Noto que en este último tramo del verano que no para de
irse, veo al Sol un poco tirado sobre el este-sudeste a las mañanas cuando ayer
a la noche orientamos los cuarcitos del Ambato y la Cigalí hacia el
este-noreste por donde amaneció esa lunaza embarazada.
¿De qué me rio con travesura? ¿De este conocimiento
superficial y anodino, que no contribuye en nada al desarrollo de una
conciencia socialista, de esta inutilidad mía que no sirve para desarrollar al
partido? ¿Me río porque he notado por primera vez en esta cárcel arriba de la
torre donde vivo hace catorcemilaños los juegos cotidianos que espeja el
planeta en su constante hamacarse sobre el universo? ¿Me burlo acaso de quienes
me llaman hippie descompuesto y travesti nihilista?
Y mientras ando perdido en nimiedades, justo abajo del viejo
edificio blanco sucio, siguiendo el tintineo de los primeros rayos fabricando
verdes amarillentos en las plumas del fresno de la cuadra, que ya me llega
hasta el techo, noto el detalle más pequeño del universo, cuatro pequeñísimos
brotecitos verde vida, verde claro, verde savia, abrirse un tajito en un largo
tallo que creía seco de muerte seca para siempre.

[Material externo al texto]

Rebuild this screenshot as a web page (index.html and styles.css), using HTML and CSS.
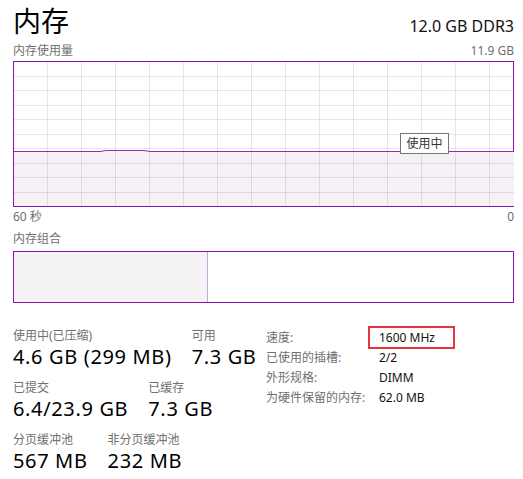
FILE: index.html
```html
<!DOCTYPE html>
<html lang="zh-CN">
<head>
<meta charset="utf-8">
<title>内存</title>
<link rel="stylesheet" href="styles.css">
</head>
<body>
<div class="page">
  <header class="head">
    <h1 class="title">内存</h1>
    <div class="spec">12.0 GB DDR3</div>
  </header>

  <div class="axis axis-top"><span>内存使用量</span><span>11.9 GB</span></div>
  <div class="graph">
    <svg class="graph-svg" width="500" height="144" viewBox="0 0 500 144" shape-rendering="crispEdges">
      <path class="area" d="M0 89 H86 L92 88 H130 L136 89 H500 V144 H0 Z"/>
      <g class="grid">
        <path d="M33.5 0V144M67.5 0V144M101.5 0V144M135.5 0V144M169.5 0V144M203.5 0V144M237.5 0V144M271.5 0V144M305.5 0V144M339.5 0V144M373.5 0V144M407.5 0V144M441.5 0V144M475.5 0V144"/>
        <path d="M0 14.5H500M0 28.5H500M0 43.5H500M0 57.5H500M0 72.5H500M0 86.5H500M0 101.5H500M0 115.5H500M0 130.5H500"/>
      </g>
      <path class="line" d="M0 89.5 H86 L92 88.5 H130 L136 89.5 H500" shape-rendering="geometricPrecision"/>
    </svg>
    <div class="tip">使用中</div>
  </div>
  <div class="axis axis-bottom"><span>60 秒</span><span>0</span></div>

  <div class="section-label">内存组合</div>
  <div class="compose"><div class="compose-used"></div></div>

  <div class="stats">
    <div class="stats-left">
      <div class="stat-row">
        <div class="stat"><div class="stat-label">使用中(已压缩)</div><div class="stat-value">4.6 GB (299 MB)</div></div>
        <div class="stat"><div class="stat-label">可用</div><div class="stat-value">7.3 GB</div></div>
      </div>
      <div class="stat-row">
        <div class="stat"><div class="stat-label">已提交</div><div class="stat-value">6.4/23.9 GB</div></div>
        <div class="stat"><div class="stat-label">已缓存</div><div class="stat-value">7.3 GB</div></div>
      </div>
      <div class="stat-row">
        <div class="stat"><div class="stat-label">分页缓冲池</div><div class="stat-value">567 MB</div></div>
        <div class="stat"><div class="stat-label">非分页缓冲池</div><div class="stat-value">232 MB</div></div>
      </div>
    </div>
    <dl class="specs">
      <dt>速度:</dt><dd class="hl">1600 MHz<span class="hl-box"></span></dd>
      <dt>已使用的插槽:</dt><dd>2/2</dd>
      <dt>外形规格:</dt><dd>DIMM</dd>
      <dt>为硬件保留的内存:</dt><dd>62.0 MB</dd>
    </dl>
  </div>
</div>
</body>
</html>
```

FILE: styles.css
```css
* { box-sizing: border-box; }
html, body { margin: 0; padding: 0; background: #fff; }
body {
  font-family: "Noto Sans", "Noto Sans CJK SC", sans-serif;
  color: #000;
}
.page {
  width: 523px;
  height: 479px;
  padding: 0 9px 0 13px;
  overflow: hidden;
}
.head {
  display: flex;
  justify-content: space-between;
  align-items: baseline;
  height: 42px;
}
.title {
  margin: 0;
  font-size: 28px;
  font-weight: 400;
  line-height: 40px;
  font-family: "Noto Sans CJK SC", sans-serif;
}
.spec {
  font-size: 16px;
  line-height: 20px;
  color: #111;
}
.axis {
  display: flex;
  justify-content: space-between;
  font-size: 12px;
  line-height: 16px;
  color: #6f6f6f;
}
.axis-top { height: 19px; align-items: flex-end; padding-bottom: 2px; }
.axis-bottom { height: 20px; padding-top: 2px; }
.graph {
  position: relative;
  height: 146px;
  border: 1px solid #8b12ae;
}
.graph-svg { display: block; }
.area { fill: #f4f2f4; }
.grid path { stroke: rgba(139, 18, 174, 0.13); stroke-width: 1; fill: none; }
.line { stroke: #8b12ae; stroke-width: 1; fill: none; opacity: 0.9; }
.tip {
  position: absolute;
  left: 386px;
  top: 71px;
  width: 49px;
  height: 21px;
  border: 1px solid #767676;
  background: #fff;
  font-size: 12px;
  line-height: 19px;
  text-align: center;
  color: #333;
}
.section-label {
  font-size: 12px;
  line-height: 16px;
  color: #6f6f6f;
  height: 24px;
  padding-top: 4px;
}
.compose {
  height: 52px;
  border: 1px solid #8b12ae;
  display: flex;
}
.compose-used {
  width: 194px;
  background: #f4f2f4;
  border-right: 1px solid #c8a8d6;
}
.stats {
  display: flex;
  margin-top: 25px;
}
.stats-left {
  width: 253px;
  display: flex;
  flex-direction: column;
  gap: 10px;
}
.stat-row { display: flex; gap: 20px; }
.stat-label {
  font-size: 12px;
  line-height: 16px;
  color: #6f6f6f;
}
.stat-value {
  font-size: 20px;
  line-height: 26px;
  letter-spacing: 0.65px;
  color: #000;
  white-space: nowrap;
}
.specs {
  margin: 0;
  display: grid;
  grid-template-columns: 113px auto;
  grid-auto-rows: 20px;
  font-size: 12px;
  line-height: 20px;
  align-content: start;
}
.specs dt { color: #6f6f6f; }
.specs dd { margin: 0; color: #111; }
.hl { position: relative; }
.hl-box {
  position: absolute;
  left: -11px;
  top: -2px;
  width: 87px;
  height: 23px;
  border: 2px solid #e8353b;
}
```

Ella, que anda estudiando y
encontrando una escritora allá por donde aparece el solcito, allá del otro lado
del Este y del estuario, me pidió Dale tiempo al Burrito. Palabras banales,
destinadas al olvido, hojarasca con la que se rellenan los espacios vacíos del
chat para mantener abierta la comunicación. Pero ella, toda diosa jaaukanigás, supo
insistir a las dos semanas cuando el Burrito no prendía y el brote de Menta que
vino junto a él desde la Isla Hundida, desde la Casa de la Ceiba en el Anillo
de Agua, el brote de Menta prendía, pero el Burrito no. Ella pidió clemencia,
que se demore el destino de la tierra abonada y la maceta para otros deseos
verdes y sueños azulados, alargó la condena de la pala y frenó las topadoras de
las manos.
¿Tan fundido estoy que cuatro brotes de Burrito después de
tres semanas pueden golpear las puertas de la sensibilidad inconsciente de mi
cuerpo lo suficientemente a los portazazos para que me despierte a las cinco y
media de la mañana?
Claro que no. No es eso. No se puede oir el latido de cuatro
botecios tan pequeños. La verdadera razón es que hoy cumplen su primer semana
de vida mis nietites, les tres gatites que nacieron con mi ayuda del útero de
mi gatihija Cata: Perla y los gemelos Mistique y Fántasy, así bautizados por el
hada de los animales, Leyla Isis, de ocho y medio. Después de siete horas de
dilatación vaginal, exactamente a las 5.30 del amanecer del martes 12 de
febrero próximo pasado, vi surgir del vientre de Cata tres embriones envueltos
en material placentario y presencié el milagro de la vida como quien tiene
platea preferencial para un eclipse lunar o el nacimiento de una supernova. Mi
reloj biológico quedó abrumado por ese evento, uno de los que más sacudieron mi
constitución psíquica y emocional en los últimos cinco años, porque cuando
creía haber perdido mi fuerza creadora, volví a ser capaz de ayudar a la vida a
abrirse paso. Y les revolucionaries somos mejores cuando somos capaces de
crear. Porque para combatir al Estado burgués hay que estar vives.
Ahora que finalmente entiendo por qué me desperté tan
temprano, unos matecitos con yuyos (hoy paico y burrito) y a escribir. Besis.